The analyst noted that eBay's non-GAAP fourth-quarter EPS of 44 cents beat her 40 cents estimate. She raised her 2010 EPS estimate to $1.70 from $1.67, a bit above the company's $1.63-$1.68 guidance. She has a $31 price target on the shares.
Goldman Sachs (GS)
Standard & Poor's Equity Research maintains strong buy; lowers estimate
Goldman Sachs Group, the most profitable securities firm in Wall Street history, that beat analysts' estimates on Jan. 21. Net income of $4.95 billion, or $8.20 per share, for the three months ended Dec. 31 compared with a loss of $2.12 billion, or $4.97 per share, for the same period in 2008, when the fiscal year ended in November.

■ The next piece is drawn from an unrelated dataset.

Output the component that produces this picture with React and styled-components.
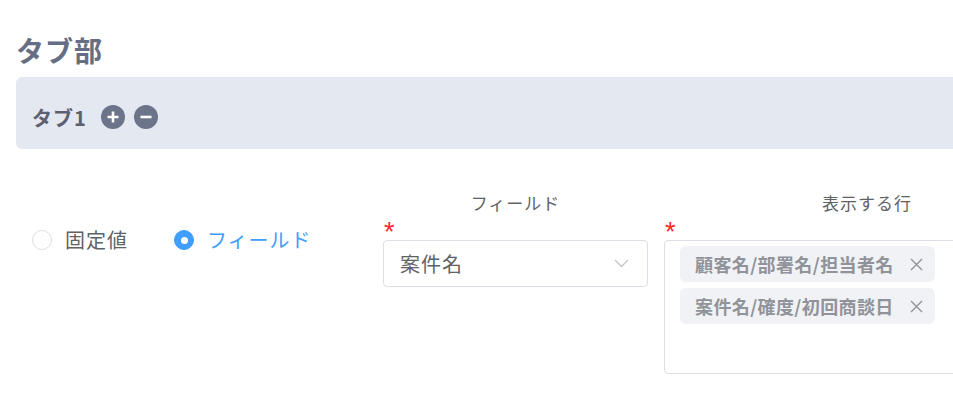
import React, { useState } from "react";
import styled, { createGlobalStyle } from "styled-components";

const GlobalStyle = createGlobalStyle`
  html, body {
    margin: 0;
    padding: 0;
    background: #ffffff;
    overflow: hidden;
  }
  body {
    font-family: "Noto Sans CJK JP", "Noto Sans", sans-serif;
  }
`;

const Page = styled.div`
  width: 1100px;
  padding: 33px 16px 0;
`;

const Title = styled.h2`
  margin: 0 0 10px;
  font-size: 28px;
  line-height: 34px;
  font-weight: 700;
  letter-spacing: 1px;
  color: #656e83;
`;

const TabBar = styled.div`
  height: 72px;
  background: #e4e8f1;
  border-radius: 6px;
  display: flex;
  align-items: center;
  padding: 8px 16px 0;
  box-sizing: border-box;
  gap: 9px;
`;

const TabName = styled.span`
  font-size: 20px;
  font-weight: 700;
  letter-spacing: 1px;
  color: #5c6070;
  margin-right: 5px;
`;

const RoundButton = styled.button`
  width: 24px;
  height: 24px;
  border-radius: 50%;
  border: none;
  padding: 0;
  background: #6b7489;
  display: flex;
  align-items: center;
  justify-content: center;
  cursor: pointer;
`;

const Row = styled.div`
  display: flex;
  align-items: flex-start;
  margin-top: 42px;
  padding-left: 16px;
`;

const RadioGroup = styled.div`
  width: 351px;
  display: flex;
  gap: 46px;
  padding-top: 38px;
`;

const RadioLabel = styled.label`
  display: flex;
  align-items: center;
  gap: 13px;
  font-size: 20px;
  line-height: 22px;
  letter-spacing: 1px;
  color: ${({ checked }) => (checked ? "#409eff" : "#606266")};
  cursor: pointer;
`;

const RadioDot = styled.span`
  width: 20px;
  height: 20px;
  box-sizing: border-box;
  border-radius: 50%;
  border: 1px solid ${({ checked }) => (checked ? "#409eff" : "#dcdfe6")};
  background: ${({ checked }) => (checked ? "#409eff" : "#fff")};
  display: flex;
  align-items: center;
  justify-content: center;

  &::after {
    content: "";
    width: 7px;
    height: 7px;
    border-radius: 50%;
    background: #fff;
    display: ${({ checked }) => (checked ? "block" : "none")};
  }
`;

const Column = styled.div`
  width: ${({ w }) => w}px;
  margin-right: ${({ gap }) => gap || 0}px;
  display: flex;
  flex-direction: column;
`;

const ColLabel = styled.div`
  text-align: center;
  font-size: 17px;
  line-height: 24px;
  letter-spacing: 1px;
  color: #606266;
`;

const Required = styled.div`
  height: 25px;
  color: #ff2a2a;
  font-family: "Liberation Sans", Arial, sans-serif;
  font-size: 27px;
  line-height: 34px;
  padding-left: 1px;
`;

const Select = styled.div`
  height: 47px;
  box-sizing: border-box;
  border: 1px solid #dcdfe6;
  border-radius: 4px;
  display: flex;
  align-items: center;
  justify-content: space-between;
  padding: 0 18px 0 16px;
  font-size: 20px;
  letter-spacing: 1px;
  color: #606266;
`;

const TagBox = styled.div`
  height: 134px;
  box-sizing: border-box;
  border: 1px solid #dcdfe6;
  border-radius: 4px;
  padding: 5px 15px;
  display: flex;
  flex-direction: column;
  align-items: flex-start;
  gap: 6px;
`;

const Tag = styled.span`
  height: 36px;
  width: 255px;
  box-sizing: border-box;
  background: #f0f2f5;
  border-radius: 6px;
  display: flex;
  align-items: center;
  justify-content: space-between;
  padding: 0 12px 0 15px;
  font-size: 18px;
  font-weight: 700;
  letter-spacing: 0.4px;
  color: #909399;
`;

const Chevron = () => (
  <svg width="15" height="9" viewBox="0 0 15 9" fill="none">
    <path d="M1 1l6.5 6.5L14 1" stroke="#c0c4cc" strokeWidth="1.3" />
  </svg>
);

const CloseIcon = () => (
  <svg width="13" height="13" viewBox="0 0 13 13" fill="none">
    <path d="M1 1l11 11M12 1L1 12" stroke="#909399" strokeWidth="1.4" />
  </svg>
);

const PlusIcon = () => (
  <svg width="14" height="14" viewBox="0 0 14 14">
    <path d="M7 1.5v11M1.5 7h11" stroke="#fff" strokeWidth="2.6" />
  </svg>
);

const MinusIcon = () => (
  <svg width="14" height="14" viewBox="0 0 14 14">
    <path d="M1.5 7h11" stroke="#fff" strokeWidth="2.6" />
  </svg>
);

export default function App() {
  const [mode, setMode] = useState("field");
  const tags = ["顧客名/部署名/担当者名", "案件名/確度/初回商談日"];

  return (
    <>
      <GlobalStyle />
      <Page>
        <Title>タブ部</Title>
        <TabBar>
          <TabName>タブ1</TabName>
          <RoundButton aria-label="add">
            <PlusIcon />
          </RoundButton>
          <RoundButton aria-label="remove">
            <MinusIcon />
          </RoundButton>
        </TabBar>

        <Row>
          <RadioGroup>
            <RadioLabel checked={mode === "fixed"} onClick={() => setMode("fixed")}>
              <RadioDot checked={mode === "fixed"} />
              固定値
            </RadioLabel>
            <RadioLabel checked={mode === "field"} onClick={() => setMode("field")}>
              <RadioDot checked={mode === "field"} />
              フィールド
            </RadioLabel>
          </RadioGroup>

          <Column w={265} gap={16}>
            <ColLabel>フィールド</ColLabel>
            <Required>*</Required>
            <Select>
              案件名
              <Chevron />
            </Select>
          </Column>

          <Column w={406}>
            <ColLabel>表示する行</ColLabel>
            <Required>*</Required>
            <TagBox>
              {tags.map((t) => (
                <Tag key={t}>
                  {t}
                  <CloseIcon />
                </Tag>
              ))}
            </TagBox>
          </Column>
        </Row>
      </Page>
    </>
  );
}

S&P equity analyst Matthew Albrecht said that Goldman's fourth-quarter EPS beats his $5.40 estimate. He said in a Jan. 21 note that investment banking revenues were much better than he anticipated, offsetting a lackluster quarter for trading; Goldman's bottom line was helped by a negative compensation accrual rate.

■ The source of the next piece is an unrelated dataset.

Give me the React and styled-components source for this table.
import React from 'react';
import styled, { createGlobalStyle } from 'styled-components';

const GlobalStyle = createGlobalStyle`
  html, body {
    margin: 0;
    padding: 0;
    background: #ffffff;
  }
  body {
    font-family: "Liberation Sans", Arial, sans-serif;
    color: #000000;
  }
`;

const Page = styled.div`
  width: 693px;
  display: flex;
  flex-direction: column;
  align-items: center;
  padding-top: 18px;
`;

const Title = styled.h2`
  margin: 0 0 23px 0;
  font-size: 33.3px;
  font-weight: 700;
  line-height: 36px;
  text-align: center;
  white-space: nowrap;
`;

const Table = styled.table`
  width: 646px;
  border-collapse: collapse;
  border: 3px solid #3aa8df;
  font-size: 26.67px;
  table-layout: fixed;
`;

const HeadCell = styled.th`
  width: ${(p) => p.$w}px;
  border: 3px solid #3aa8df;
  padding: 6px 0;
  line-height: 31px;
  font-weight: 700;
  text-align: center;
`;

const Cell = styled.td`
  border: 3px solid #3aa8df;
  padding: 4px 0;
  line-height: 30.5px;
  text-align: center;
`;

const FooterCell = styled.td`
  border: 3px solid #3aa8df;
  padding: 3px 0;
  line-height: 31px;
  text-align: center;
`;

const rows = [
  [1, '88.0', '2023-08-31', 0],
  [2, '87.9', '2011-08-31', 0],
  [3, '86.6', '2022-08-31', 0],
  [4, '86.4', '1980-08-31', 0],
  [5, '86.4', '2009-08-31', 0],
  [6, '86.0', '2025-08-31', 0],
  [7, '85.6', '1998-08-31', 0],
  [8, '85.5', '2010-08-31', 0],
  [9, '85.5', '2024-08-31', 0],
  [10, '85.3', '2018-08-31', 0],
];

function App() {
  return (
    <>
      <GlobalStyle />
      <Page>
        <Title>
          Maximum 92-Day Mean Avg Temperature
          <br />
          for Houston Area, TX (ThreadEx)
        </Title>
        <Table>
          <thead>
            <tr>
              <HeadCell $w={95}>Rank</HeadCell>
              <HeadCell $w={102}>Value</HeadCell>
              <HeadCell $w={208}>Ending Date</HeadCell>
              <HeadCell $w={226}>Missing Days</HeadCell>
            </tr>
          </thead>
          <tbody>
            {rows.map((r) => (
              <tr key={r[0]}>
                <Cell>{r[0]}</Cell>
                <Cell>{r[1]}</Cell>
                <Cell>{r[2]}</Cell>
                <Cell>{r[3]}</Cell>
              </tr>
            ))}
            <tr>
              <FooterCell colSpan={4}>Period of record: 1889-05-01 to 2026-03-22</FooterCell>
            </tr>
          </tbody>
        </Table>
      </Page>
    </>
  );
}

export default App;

"Though regulatory uncertainties cloud the industry's outlook, we think GS is best positioned to benefit from a cyclical recovery in investment banking," the analyst wrote.
Albrecht lowered his 2010 EPS estimate by 55 cents to $20.28 on reduced trading expectations, but kept his $216 target price.
Google Inc. (GOOG)
Stifel Nicolaus reiterates buy
Google Inc., owner of the world's most popular search engine, reported fourth-quarter sales that fell short of some analysts' estimates after the close of trading Jan. 21. Net income rose to $1.97 billion, or $6.13 a share, from $382.4 million, or $1.21, a year earlier when Google wrote down $1.09 billion of investments. Excluding revenue passed on to partner sites, sales totaled $4.95 billion.
Stifel Nicolaus analyst George I. Askew reiterated a buy rating on the shares on Jan. 22, noting that Google's 2009 fourth-quarter results were strong despite "the market's initial knee-jerk reaction". Askew said in a note that growth in clicks was in line with consensus estimates while cost-per-click "surprised on the upside" as advertiser demand pushed auction pricing, and adjusted EBITDA (earnings before interest, taxes, depreciation and amortization) margins expanded 240 basis points year-over-year as cost cutting and high incremental margins support operating leverage.
"However, Google did not beat the top end of analyst revenue ex-TAC [revenue excluding amounts passed on to partner sites] estimates and other high expectations," which Askew said he believed was the cause for the decline in the shares in after-hours trading Jan. 21.
The analyst said Google "is much more than an improving economy story", as it is is innovating in huge markets including the online display advertising market, which represents about one-third of $54 billion global online advertising spending. Also, "Google is literally building a global mobile platform with scale that should eventually support the company's ambitious advertising monetization strategies," the analyst said, adding that the global mobile advertising market, currently at about $1.5 billion, is expected to top $10 billion "in perhaps three years".
Askew set first-quarter estimates of ex-TAC revenues of $4.875 billion; adjusted EBITDA of $3.0398 billion; and cash earnings per share of $6.43. His adjusted 2010 forecast calls for ex-TAC revenues of $20.610 billion; adjusted EBITDA of $12.923 billion; and cash EPS of $27.63. For 2011, he estimates ex-TAC revenues of $23.401 billion; adjusted EBITDA of $14.395 billion; and cash EPS of $31.31.
The analyst also maintained his $650 price target.
American Express Co. (AXP)
RBC Capital Markets reiterates underperform; raises price target
American Express Co., the biggest U.S. credit-card issuer by purchases, said after the close of trading Jan. 21 that fourth-quarter profit more than doubled amid a surge in customer spending and lower expenses for future defaults. Income from continuing operations climbed to $710 million, or 59 cents a share, from $306 million, or 26 cents, in the same period in 2008, New York-based AmEx said in a statement.
RBC Capital Markets analyst Jason Arnold reiterated an underperform rating on the stock on Jan. 22, saying that he views the shares as overvalued relative to his future return outlook.
The analyst noted that managed charge-offs fell to 7.3%, compared to 8.6% in the 2009 third quarter, while the loss provision declined "meaningfully" to $748 million, vs. $1.2 billion in the prior quarter, driven by a reserve release and better credit trends in both loans and charge receivables. "While the improvement is a welcome sign, we remain concerned that credit pressure will remain high while economic challenges persist," the analyst wrote in a note.
Arnold lowered his estimate for core earnings per share in 2010 to $2.19 from $2.31, largely due more a moderate credit performance outlook offset by exclusion of revenue from a litigation settlement with Visa and MasterCard. He raised his 2011 EPS estimate "modestly" to $2.34 from $2.19.
"While conditions may have stabilized, broader economic challenges will likely weigh for some time ahead for the consumer, and for American Express as well, in our view," Arnold wrote.
The analyst raised his price target on the shares to $31 from $28.